The Nightmare Before Christmas: Oogie’s Revenge is Disney’s Devil May Cry
The Nightmare Before Christmas: Oogie’s Revenge is a video game which acts as a sequel to the classic movie, with a handful of the original cast reprising their iconic roles. Developed by Capcom, it’s essentially Devil May Cry in a The Nightmare Before Christmas skin — how cool is that?! Considering it’s a game which is based on my all-time favourite movie, you know I was eager to get my hands on this gem — and it didn’t disappoint.

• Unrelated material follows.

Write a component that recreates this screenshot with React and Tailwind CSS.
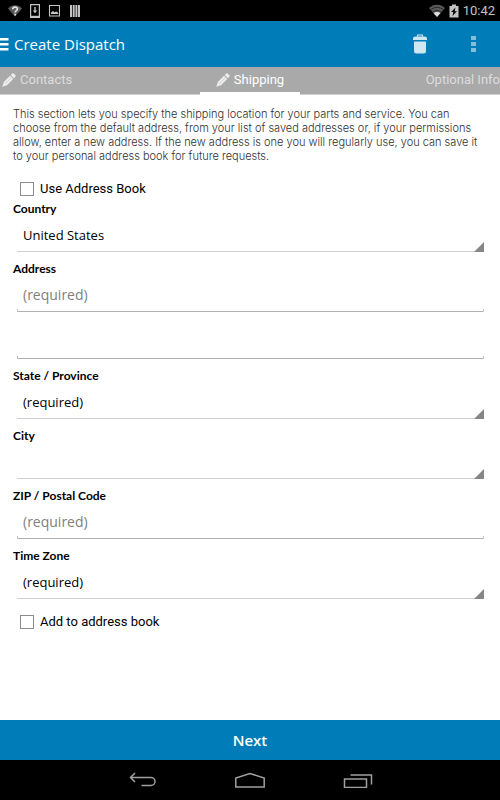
import { useState } from 'react';

const StatusBar = () => (
  <div className="flex h-[21px] items-center justify-between bg-black pl-2 pr-[5px] text-[#c4c4c4]">
    <div className="flex items-center gap-2">
      <svg className="h-[14px] w-[14px]" viewBox="0 0 14 14">
        <path d="M0 4.500C4 .300 10 .300 14 4.500L7 12.500z" fill="#5a5a5a" />
        <path d="M4.800 5.200c0-2.800 4.600-2.600 4.600-.200 0 1.700-2.200 1.700-2.200 3.500M7.200 9.800v1.800" fill="none" stroke="#e4e4e4" strokeWidth="1.600" />
      </svg>
      <svg className="h-[14px] w-[10px]" viewBox="0 0 10 14" fill="none" stroke="currentColor">
        <path d="M.600.600h8.800v12.800H.600z" strokeWidth="1.200" />
        <path d="M0 12.700h10" strokeWidth="1.800" />
        <path d="M5 3v4" strokeWidth="1.400" />
        <path d="M2.800 6.500h4.400L5 9.300z" fill="currentColor" stroke="none" />
      </svg>
      <svg className="h-[14px] w-[12px]" viewBox="0 0 12 14">
        <path d="M1.500 1.500h10v10.500h-10z" fill="none" stroke="currentColor" strokeWidth="1.100" />
        <path d="M3 10V8.500l2-1.500 1.500 1.200 2-.8 1.700 1.600v1z" fill="currentColor" />
      </svg>
      <svg className="h-[14px] w-[12px]" viewBox="0 0 12 14" fill="currentColor">
        <path d="M2 1h2v12H2zM4.700 1h2v12h-2zM7.400 1h2v12h-2zM10 1h2v12h-2z" />
      </svg>
    </div>
    <div className="flex items-center gap-1">
      <svg className="h-[13px] w-4" viewBox="0 0 16 13">
        <path d="M0 4C4.500-.500 11.500-.500 16 4L8 13z" fill="#5a5a5a" />
        <path d="M1.600 5.800C5 2.600 11 2.600 14.400 5.800M3.600 8.200C6 6 10 6 12.400 8.200" fill="none" stroke="#1c1c1c" strokeWidth=".8" />
        <path d="M4.500 9C6.500 7.500 9.500 7.500 11.500 9L8 13z" fill="#e0e0e0" />
      </svg>
      <svg className="h-[14px] w-[10px]" viewBox="0 0 10 14">
        <path d="M.500 2H3V.500h4V2h2.500v11.500h-9z" fill="#c4c4c4" />
        <path d="M6.500 3.500L2 8h2.300L3.500 12 8 7.200H5.700z" fill="#000" />
      </svg>
      <span className="font-[Roboto] text-[13px] leading-5">10:42</span>
    </div>
  </div>
);

const PencilIcon = () => (
  <svg className="h-[14px] w-[14px] shrink-0" viewBox="0 0 14 14" fill="#ececec">
    <path d="M.300 13.700l1.500-4.700L8 2.800 11.200 6l-6.200 6.200zM8.700 2.100L10.300.600q.700-.600 1.400 0l1.700 1.700q.600.700 0 1.400l-1.500 1.600z" />
    <path d="M3.300 10.700l5.500-5.500" stroke="#a9a9a9" strokeWidth=".4" />
  </svg>
);

const Header = () => (
  <header className="flex h-[46px] items-center bg-[#007db8] text-white">
    <button type="button" aria-label="Open menu" className="flex h-8 w-[14px] items-center">
      <svg className="h-[13px] w-[9px]" viewBox="0 0 9 13" fill="currentColor">
        <path d="M0 0h8.500v2.500H0zM0 5h8.500v2.500H0zM0 10h8.500v2.500H0z" />
      </svg>
    </button>
    <h1 className="flex-1 font-['Open_Sans'] text-[15px] font-normal leading-6">Create Dispatch</h1>
    <button type="button" aria-label="Delete" className="flex w-[54px] justify-center">
      <svg className="h-5 w-[14px]" viewBox="0 0 14 20" fill="#d0e7f2">
        <path d="M4 2.500V.500h6v2H8.700V1.600H5.300v.9z" />
        <path d="M0 6V4.500Q0 2.500 3 2.500h8q3 0 3 2V6z" />
        <path d="M1 7.500h12v9.500q0 2.500-2.500 2.500h-7Q1 19.500 1 17z" />
      </svg>
    </button>
    <button type="button" aria-label="More options" className="flex w-[53px] justify-center">
      <svg className="h-[18px] w-[5px]" viewBox="0 0 5 18" fill="#80bedb">
        <path d="M0 1h5v4H0zM0 7h5v4H0zM0 13h5v4H0z" />
      </svg>
    </button>
  </header>
);

const Tabs = () => (
  <nav className="grid h-7 grid-cols-5 overflow-hidden bg-[#a9a9a9] font-[Roboto] text-[13px]">
    <a href="#contacts" className="col-span-2 flex items-center gap-1 border-b border-[#d0d0d0] pb-[2px] pl-[2px] text-[#dcdcdc]">
      <PencilIcon />
      Contacts
    </a>
    <a href="#shipping" aria-current="page" className="flex items-center justify-center gap-1 border-b-3 border-white text-white">
      <PencilIcon />
      Shipping
    </a>
    <a href="#optional" className="col-span-2 flex items-center justify-end whitespace-nowrap border-b border-[#d0d0d0] pb-[2px] text-[#dcdcdc]">
      Optional Info
    </a>
  </nav>
);

const FieldLabel = ({ htmlFor, children }) => (
  <label htmlFor={htmlFor} className="block font-[Lato] text-[12px] font-bold leading-4">
    {children}
  </label>
);

const SelectField = ({ id, label, options }) => (
  <div className="mb-[9px]">
    <FieldLabel htmlFor={id}>{label}</FieldLabel>
    <div className="relative ml-1">
      <select id={id} className="block h-[35px] w-full appearance-none border-b border-[#cfcfcf] bg-transparent pl-[6px] pt-[3px] text-[13px]">
        {options.map((option) => (
          <option key={option}>{option}</option>
        ))}
      </select>
      <svg className="pointer-events-none absolute bottom-0 right-0 h-[10px] w-[10px]" viewBox="0 0 10 10">
        <path d="M10 0v10H0z" fill="#868686" />
      </svg>
    </div>
  </div>
);

const TextInput = ({ id, placeholder, ariaLabel }) => (
  <div className="relative ml-1">
    <input
      id={id}
      type="text"
      aria-label={ariaLabel}
      placeholder={placeholder}
      className="block h-[35px] w-full border-b border-[#b0b0b0] bg-transparent pl-[6px] text-[14px] outline-none placeholder:text-[#808080]"
    />
    <span className="pointer-events-none absolute bottom-0 left-0 right-0 h-[3px] border-x border-[#c4c4c4]" />
  </div>
);

const CheckboxRow = ({ id, label, checked, onChange }) => (
  <div className="flex h-5 items-center gap-[6px] pl-[7px] font-[Roboto] text-[13px]">
    <input
      id={id}
      type="checkbox"
      checked={checked}
      onChange={(e) => onChange(e.target.checked)}
      className="h-[14px] w-[14px] appearance-none border border-[#8c8c8c] bg-white checked:bg-[#007db8]"
    />
    <label htmlFor={id}>{label}</label>
  </div>
);

const NavigationBar = () => (
  <div className="flex h-10 items-center justify-center gap-[78px] bg-black text-[#a0a0a0]">
    <button type="button" aria-label="Back">
      <svg className="h-4 w-[30px]" viewBox="0 0 30 16" fill="none" stroke="currentColor" strokeWidth="1.500">
        <path d="M8 1L3.500 5.500 8 10M3.500 5.500H24a4 4 0 0 1 0 8H14.500" />
      </svg>
    </button>
    <button type="button" aria-label="Home">
      <svg className="h-4 w-[30px]" viewBox="0 0 30 16" fill="none" stroke="currentColor" strokeWidth="1.500">
        <path d="M.800 15V6L15 1.500 29.200 6v9z" />
      </svg>
    </button>
    <button type="button" aria-label="Recent apps">
      <svg className="h-4 w-[30px]" viewBox="0 0 30 16" fill="none" stroke="currentColor" strokeWidth="1.500">
        <path d="M1.500 7h22v8.500h-22zM7.500 3h21v9.500" />
      </svg>
    </button>
  </div>
);

const App = () => {
  const [useAddressBook, setUseAddressBook] = useState(false);
  const [addToBook, setAddToBook] = useState(false);

  return (
    <div className="flex min-h-screen flex-col bg-white font-['Open_Sans',sans-serif] text-black">
      <StatusBar />
      <Header />
      <Tabs />

      <form id="shipping" className="flex flex-1 flex-col" onSubmit={(e) => e.preventDefault()}>
        <div className="flex-1 pl-[13px] pr-4 pt-3">
          <p className="mb-4 font-[Inter] text-[11px] font-light leading-[14px] text-[#303030]">
            This section lets you specify the shipping location for your parts and service. You can
            choose from the default address, from your list of saved addresses or, if your permissions
            allow, enter a new address. If the new address is one you will regularly use, you can save it
            to your personal address book for future requests.
          </p>

          <div className="mb-[2px]">
            <CheckboxRow id="use-book" label="Use Address Book" checked={useAddressBook} onChange={setUseAddressBook} />
          </div>

          <SelectField id="country" label="Country" options={['United States', 'Canada']} />

          <div className="mb-[9px]">
            <FieldLabel htmlFor="address">Address</FieldLabel>
            <TextInput id="address" placeholder="(required)" />
            <div className="mt-3">
              <TextInput id="address2" ariaLabel="Address line 2" />
            </div>
          </div>

          <SelectField id="state" label="State / Province" options={['(required)']} />
          <SelectField id="city" label="City" options={['']} />

          <div className="mb-[9px]">
            <FieldLabel htmlFor="zip">ZIP / Postal Code</FieldLabel>
            <TextInput id="zip" placeholder="(required)" />
          </div>

          <SelectField id="timezone" label="Time Zone" options={['(required)']} />

          <div className="pt-1">
            <CheckboxRow id="add-book" label="Add to address book" checked={addToBook} onChange={setAddToBook} />
          </div>
        </div>

        <button type="submit" className="h-10 w-full bg-[#007db8] text-[15px] font-semibold text-white">
          Next
        </button>
      </form>

      <NavigationBar />
    </div>
  );
};

export default App;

Jack Skellington, once again, is feeling down about Halloween, but instead of stealing a different holiday, he begins to work with the citizens of Halloween Town to make the holiday more terrifying than ever. Lock, Shock and Barrel, however, revive Oogie Boogie, who begins his plot to take over all of the holidays and get revenge on The Pumpkin King with the skeleton grin — and honestly, he does a pretty good job in doing so before Jack’s able to retaliate.
It’s a fun sequel which doesn’t tarnish the original movie, and ultimately it doesn’t add too much to it, either, which is fine. It gives us more of that fantastical world and respects the source material, but it isn’t necessary playing for a fan who isn’t into video games. There’s a high chance that many fans of the movie haven’t played this game, but I am hoping that maybe we’ll see a remaster or another return of the game someday.

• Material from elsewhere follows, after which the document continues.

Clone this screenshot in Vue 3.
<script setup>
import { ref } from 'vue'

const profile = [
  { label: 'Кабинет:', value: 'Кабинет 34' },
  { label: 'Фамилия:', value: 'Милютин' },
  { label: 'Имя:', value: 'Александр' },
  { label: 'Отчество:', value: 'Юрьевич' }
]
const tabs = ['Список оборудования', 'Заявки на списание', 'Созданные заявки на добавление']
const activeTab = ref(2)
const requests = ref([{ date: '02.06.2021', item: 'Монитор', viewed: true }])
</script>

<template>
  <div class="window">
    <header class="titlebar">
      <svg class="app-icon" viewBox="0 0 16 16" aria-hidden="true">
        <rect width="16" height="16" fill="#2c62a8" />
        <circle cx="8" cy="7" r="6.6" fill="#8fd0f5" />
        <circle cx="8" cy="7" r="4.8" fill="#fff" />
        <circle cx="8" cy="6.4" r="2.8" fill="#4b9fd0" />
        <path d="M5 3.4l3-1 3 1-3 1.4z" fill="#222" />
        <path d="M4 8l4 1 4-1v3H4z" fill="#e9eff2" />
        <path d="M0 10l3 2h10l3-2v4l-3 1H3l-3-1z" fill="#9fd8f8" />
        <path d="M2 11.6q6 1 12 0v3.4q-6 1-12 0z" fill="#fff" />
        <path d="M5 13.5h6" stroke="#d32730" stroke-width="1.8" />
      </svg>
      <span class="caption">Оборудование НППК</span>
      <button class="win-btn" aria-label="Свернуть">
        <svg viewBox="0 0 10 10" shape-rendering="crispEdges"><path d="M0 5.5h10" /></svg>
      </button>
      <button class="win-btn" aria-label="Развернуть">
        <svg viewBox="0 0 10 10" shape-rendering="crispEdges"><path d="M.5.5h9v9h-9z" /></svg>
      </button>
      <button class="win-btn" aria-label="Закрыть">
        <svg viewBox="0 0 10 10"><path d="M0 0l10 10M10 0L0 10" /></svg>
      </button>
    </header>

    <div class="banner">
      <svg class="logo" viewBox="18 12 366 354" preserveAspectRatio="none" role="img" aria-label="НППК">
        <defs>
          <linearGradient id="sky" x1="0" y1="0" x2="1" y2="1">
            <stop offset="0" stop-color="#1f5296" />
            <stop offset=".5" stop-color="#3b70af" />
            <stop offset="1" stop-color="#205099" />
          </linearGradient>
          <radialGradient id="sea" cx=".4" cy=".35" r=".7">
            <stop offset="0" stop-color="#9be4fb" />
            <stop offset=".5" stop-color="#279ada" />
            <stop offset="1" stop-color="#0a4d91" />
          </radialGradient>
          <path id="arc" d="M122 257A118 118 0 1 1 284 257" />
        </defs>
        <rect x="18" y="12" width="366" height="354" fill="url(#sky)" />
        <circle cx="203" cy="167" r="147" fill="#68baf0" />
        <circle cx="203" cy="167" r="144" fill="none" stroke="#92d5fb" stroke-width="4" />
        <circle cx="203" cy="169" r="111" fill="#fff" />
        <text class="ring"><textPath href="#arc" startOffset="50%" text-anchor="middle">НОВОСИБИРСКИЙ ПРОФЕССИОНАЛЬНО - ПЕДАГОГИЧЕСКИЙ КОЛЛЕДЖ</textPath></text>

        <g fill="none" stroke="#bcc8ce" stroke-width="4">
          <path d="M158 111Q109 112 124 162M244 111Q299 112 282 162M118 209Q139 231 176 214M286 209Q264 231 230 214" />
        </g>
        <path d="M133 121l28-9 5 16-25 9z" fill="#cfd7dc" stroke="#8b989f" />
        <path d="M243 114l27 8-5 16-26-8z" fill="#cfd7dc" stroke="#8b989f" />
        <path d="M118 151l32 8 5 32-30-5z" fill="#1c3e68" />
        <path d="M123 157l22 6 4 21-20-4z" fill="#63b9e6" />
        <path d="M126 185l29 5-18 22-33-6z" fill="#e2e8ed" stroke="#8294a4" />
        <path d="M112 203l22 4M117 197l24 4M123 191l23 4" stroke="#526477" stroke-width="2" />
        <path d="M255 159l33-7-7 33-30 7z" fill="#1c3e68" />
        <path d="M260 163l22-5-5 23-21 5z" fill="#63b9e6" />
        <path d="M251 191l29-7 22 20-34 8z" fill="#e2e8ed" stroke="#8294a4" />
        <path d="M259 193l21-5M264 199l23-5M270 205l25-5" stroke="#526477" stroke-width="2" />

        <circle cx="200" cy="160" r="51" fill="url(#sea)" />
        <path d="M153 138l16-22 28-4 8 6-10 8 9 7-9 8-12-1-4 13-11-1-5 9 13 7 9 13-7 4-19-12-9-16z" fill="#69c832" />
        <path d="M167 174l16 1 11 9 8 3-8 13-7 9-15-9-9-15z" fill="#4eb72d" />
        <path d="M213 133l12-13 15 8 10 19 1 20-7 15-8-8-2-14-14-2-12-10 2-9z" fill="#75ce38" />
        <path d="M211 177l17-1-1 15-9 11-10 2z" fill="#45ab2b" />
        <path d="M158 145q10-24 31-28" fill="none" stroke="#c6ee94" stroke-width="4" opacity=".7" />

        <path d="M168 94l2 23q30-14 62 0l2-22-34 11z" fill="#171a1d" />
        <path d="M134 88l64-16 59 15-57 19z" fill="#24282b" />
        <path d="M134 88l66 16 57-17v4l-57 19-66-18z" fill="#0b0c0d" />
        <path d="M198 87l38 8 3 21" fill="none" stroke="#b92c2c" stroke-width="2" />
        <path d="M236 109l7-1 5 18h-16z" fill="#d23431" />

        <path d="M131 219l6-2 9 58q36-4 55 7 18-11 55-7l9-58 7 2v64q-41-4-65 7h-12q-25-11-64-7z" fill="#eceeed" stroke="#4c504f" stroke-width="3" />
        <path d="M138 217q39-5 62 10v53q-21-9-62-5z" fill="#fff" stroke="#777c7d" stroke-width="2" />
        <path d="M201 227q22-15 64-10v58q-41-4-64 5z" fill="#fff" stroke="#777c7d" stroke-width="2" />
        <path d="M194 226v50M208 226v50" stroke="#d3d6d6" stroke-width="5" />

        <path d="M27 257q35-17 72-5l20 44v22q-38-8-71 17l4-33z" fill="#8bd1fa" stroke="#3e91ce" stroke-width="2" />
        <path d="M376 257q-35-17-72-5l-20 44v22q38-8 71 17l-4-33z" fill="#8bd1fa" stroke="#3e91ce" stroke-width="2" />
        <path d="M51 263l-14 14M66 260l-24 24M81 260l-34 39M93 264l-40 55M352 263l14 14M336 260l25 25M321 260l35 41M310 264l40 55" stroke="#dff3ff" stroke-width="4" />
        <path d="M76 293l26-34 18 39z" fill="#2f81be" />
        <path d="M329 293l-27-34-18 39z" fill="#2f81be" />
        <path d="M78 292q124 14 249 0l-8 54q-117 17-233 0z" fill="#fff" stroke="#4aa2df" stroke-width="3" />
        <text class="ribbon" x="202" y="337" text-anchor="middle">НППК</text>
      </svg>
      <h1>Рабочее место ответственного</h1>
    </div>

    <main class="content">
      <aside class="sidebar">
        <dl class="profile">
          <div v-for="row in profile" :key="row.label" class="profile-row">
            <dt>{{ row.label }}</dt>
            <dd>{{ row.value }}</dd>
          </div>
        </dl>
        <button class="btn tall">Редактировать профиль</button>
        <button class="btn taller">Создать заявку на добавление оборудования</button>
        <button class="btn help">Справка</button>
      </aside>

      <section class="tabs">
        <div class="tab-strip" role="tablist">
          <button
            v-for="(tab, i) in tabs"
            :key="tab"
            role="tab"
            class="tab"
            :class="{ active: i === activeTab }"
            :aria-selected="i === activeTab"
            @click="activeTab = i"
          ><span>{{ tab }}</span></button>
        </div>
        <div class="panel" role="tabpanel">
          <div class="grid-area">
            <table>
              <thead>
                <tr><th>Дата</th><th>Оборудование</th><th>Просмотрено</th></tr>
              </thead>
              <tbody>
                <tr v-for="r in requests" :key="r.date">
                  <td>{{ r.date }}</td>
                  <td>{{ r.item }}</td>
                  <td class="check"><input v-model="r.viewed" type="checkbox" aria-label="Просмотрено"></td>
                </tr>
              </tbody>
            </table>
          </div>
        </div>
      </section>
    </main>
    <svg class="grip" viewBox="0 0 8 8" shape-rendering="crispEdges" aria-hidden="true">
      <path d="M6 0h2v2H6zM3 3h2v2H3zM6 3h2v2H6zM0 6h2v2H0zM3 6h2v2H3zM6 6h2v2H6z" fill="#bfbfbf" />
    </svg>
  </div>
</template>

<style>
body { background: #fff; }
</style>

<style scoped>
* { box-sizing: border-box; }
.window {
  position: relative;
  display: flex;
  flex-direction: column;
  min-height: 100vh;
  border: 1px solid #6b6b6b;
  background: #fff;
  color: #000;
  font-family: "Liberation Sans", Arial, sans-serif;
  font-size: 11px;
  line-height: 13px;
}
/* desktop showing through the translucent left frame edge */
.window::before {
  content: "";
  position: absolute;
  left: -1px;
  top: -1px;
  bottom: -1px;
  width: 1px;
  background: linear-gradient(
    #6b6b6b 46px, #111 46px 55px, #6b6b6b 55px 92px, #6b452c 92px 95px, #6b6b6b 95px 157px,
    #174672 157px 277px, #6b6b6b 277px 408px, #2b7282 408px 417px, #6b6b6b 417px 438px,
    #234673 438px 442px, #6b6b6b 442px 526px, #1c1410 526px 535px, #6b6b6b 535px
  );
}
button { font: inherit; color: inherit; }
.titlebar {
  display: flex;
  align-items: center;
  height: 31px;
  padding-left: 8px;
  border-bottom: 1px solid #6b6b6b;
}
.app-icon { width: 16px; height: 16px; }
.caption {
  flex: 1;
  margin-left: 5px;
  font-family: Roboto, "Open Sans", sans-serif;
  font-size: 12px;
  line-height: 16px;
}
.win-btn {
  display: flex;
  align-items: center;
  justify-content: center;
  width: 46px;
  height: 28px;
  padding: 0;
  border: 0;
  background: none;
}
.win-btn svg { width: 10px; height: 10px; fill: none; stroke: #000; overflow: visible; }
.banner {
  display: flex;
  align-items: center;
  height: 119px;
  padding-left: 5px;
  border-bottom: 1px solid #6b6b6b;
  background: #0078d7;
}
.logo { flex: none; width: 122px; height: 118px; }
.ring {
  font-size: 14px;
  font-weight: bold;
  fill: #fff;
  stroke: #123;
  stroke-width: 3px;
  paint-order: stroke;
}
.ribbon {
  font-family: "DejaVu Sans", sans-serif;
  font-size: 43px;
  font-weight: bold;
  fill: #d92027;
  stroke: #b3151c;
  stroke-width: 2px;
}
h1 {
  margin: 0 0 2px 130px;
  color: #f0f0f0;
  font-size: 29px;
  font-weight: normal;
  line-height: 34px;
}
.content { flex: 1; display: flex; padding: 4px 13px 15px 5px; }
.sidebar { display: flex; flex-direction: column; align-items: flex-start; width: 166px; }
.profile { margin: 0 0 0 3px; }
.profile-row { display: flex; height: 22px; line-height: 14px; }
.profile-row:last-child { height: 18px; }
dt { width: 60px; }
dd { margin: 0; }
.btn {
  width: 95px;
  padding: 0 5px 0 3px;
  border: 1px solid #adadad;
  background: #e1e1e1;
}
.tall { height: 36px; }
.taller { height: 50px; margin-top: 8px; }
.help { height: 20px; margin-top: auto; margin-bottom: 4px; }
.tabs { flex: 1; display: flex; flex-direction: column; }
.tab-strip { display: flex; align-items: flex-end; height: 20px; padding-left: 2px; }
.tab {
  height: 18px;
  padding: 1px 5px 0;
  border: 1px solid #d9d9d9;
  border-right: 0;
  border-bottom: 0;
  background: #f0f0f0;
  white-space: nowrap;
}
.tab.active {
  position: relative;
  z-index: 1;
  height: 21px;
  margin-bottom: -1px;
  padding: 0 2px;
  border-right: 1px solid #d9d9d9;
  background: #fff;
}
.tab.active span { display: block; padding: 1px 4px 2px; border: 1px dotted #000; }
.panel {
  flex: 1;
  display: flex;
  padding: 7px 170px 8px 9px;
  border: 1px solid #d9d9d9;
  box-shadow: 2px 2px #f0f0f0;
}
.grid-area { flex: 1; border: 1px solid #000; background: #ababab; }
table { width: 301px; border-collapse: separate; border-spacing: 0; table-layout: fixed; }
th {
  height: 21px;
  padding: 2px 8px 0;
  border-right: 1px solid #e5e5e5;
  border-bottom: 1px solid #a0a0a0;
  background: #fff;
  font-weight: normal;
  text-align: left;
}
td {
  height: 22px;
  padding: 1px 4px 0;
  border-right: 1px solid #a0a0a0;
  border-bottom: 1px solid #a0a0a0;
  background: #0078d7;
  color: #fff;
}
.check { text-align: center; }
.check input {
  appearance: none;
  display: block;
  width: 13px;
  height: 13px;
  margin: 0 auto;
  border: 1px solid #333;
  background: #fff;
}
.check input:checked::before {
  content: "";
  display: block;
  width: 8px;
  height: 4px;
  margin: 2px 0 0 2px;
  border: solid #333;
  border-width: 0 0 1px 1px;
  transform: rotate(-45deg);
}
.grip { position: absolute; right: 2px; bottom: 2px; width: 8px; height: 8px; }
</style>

The music was top notch too, featuring fresh takes on several familiar tunes. It feels like a celebration of the movie and its legacy, and allowed Jack’s voice-actor, Chris Sarandon, to show off his singing chops — Danny Elfman provided the singing vocals in the movie. We have Ken Page as Oogie Boogie, and Paul Reubens as Lock, and it was a nostalgia trip for little me who was obsessed with the Pumpkin King. Used to be? I still am! You might be able to recognise me from my rockin’ The Nightmare Before Christmas backpack and Vans.
Uniquely, the boss battles feature rhythm game sections, bringing back the familiar notes of the movie. Backup dancers, spotlights, and some eye-catching choreography take center stage, as you press buttons in time with the music. There’s something about the thrill of the fight being interrupted by one of these songs that had me replaying them time and time again — it ramps up the emotion of the battle, seeing Jack putting his all into what he believes in.
So, on to the comparison to Devil May Cry. It sounds ludicrous, but hear me out. Jack is able to switch between three different forms — as you know him in his original pinstripe suit, Santa Jack, and the Pumpkin King. Each form comes with different attacks, with Santa Jack throwing sneaky gifts, and Pumpkin King utilising flame, but it’s normal Jack that’s the most surprising.
You see that green slime attached to his arm? That’s The Soul Robber, and it’s a whip-like weapon with range and speed, and allows Jack to grab and throw enemies around. As you can see above, it can transform into other objects such as a hand or a spiked ball. Of course, having different weapons and forms to begin with is very Devil May Cry, and hey, Dante’s been known to dance!
Oogie’s Revenge predates Devil May Cry 4, but it’s clear that Capcom learnt from their time with the PS2 game, in the same way that Oogie’s Revenge’s combat was inspired by Devil May Cry entries that preceded it. Nero’s Devil Bringer operates similarly to The Soul Robber, which was immediately noticeable when Devil May Cry 4 came out — I’d spent a lot of my time, uh, soul robbing.
The grabbing with the giant hand, smashing enemies around before throwing them back to other enemies — it’s all so familiar. Jack moves with the deftness and acrobatic ability of both Dante and Nero, and I’m half expecting him to show up in one of the duos Hell-traversing journeys.
Outside of standard combat, where you’re encouraged to rack up high points with combos, with terms such as “spine tingling” and “pumpkin king” indicating how well you’re doing, there’s also a results screen at the end of each level, judging you on your efforts. There’s the familiar Capcom way of interacting with objects and environments for brief, fun lines of dialogue. There are even secret chapters rewarding those more adventurous players! Everything about it screams influence from Devil May Cry, and I love it.
Even as a child, this Disney-Capcom team-up surprised me, but it quickly became one of Disney’s best licensed video games. The love and care that went into it was evident, and the team working on it must have been rather passionate about the movie. I feel it’s unlikely we’ll see this game fully remade, but I would love a remaster or port for Oogie’s Revenge to be released on the current generation of platforms.
Disney working with external developers isn’t new, with Oogie’s Revenge with Capcom, Kingdom Hearts and Marvel’s Avengers with Square Enix, Marvel’s Spider-Man with Sony, and various Star Wars games with EA being among their notable examples, so it’s exciting to wonder who Disney may work with next, and what licenses will be involved. I hope another The Nightmare Before Christmas game is in the talks somewhere!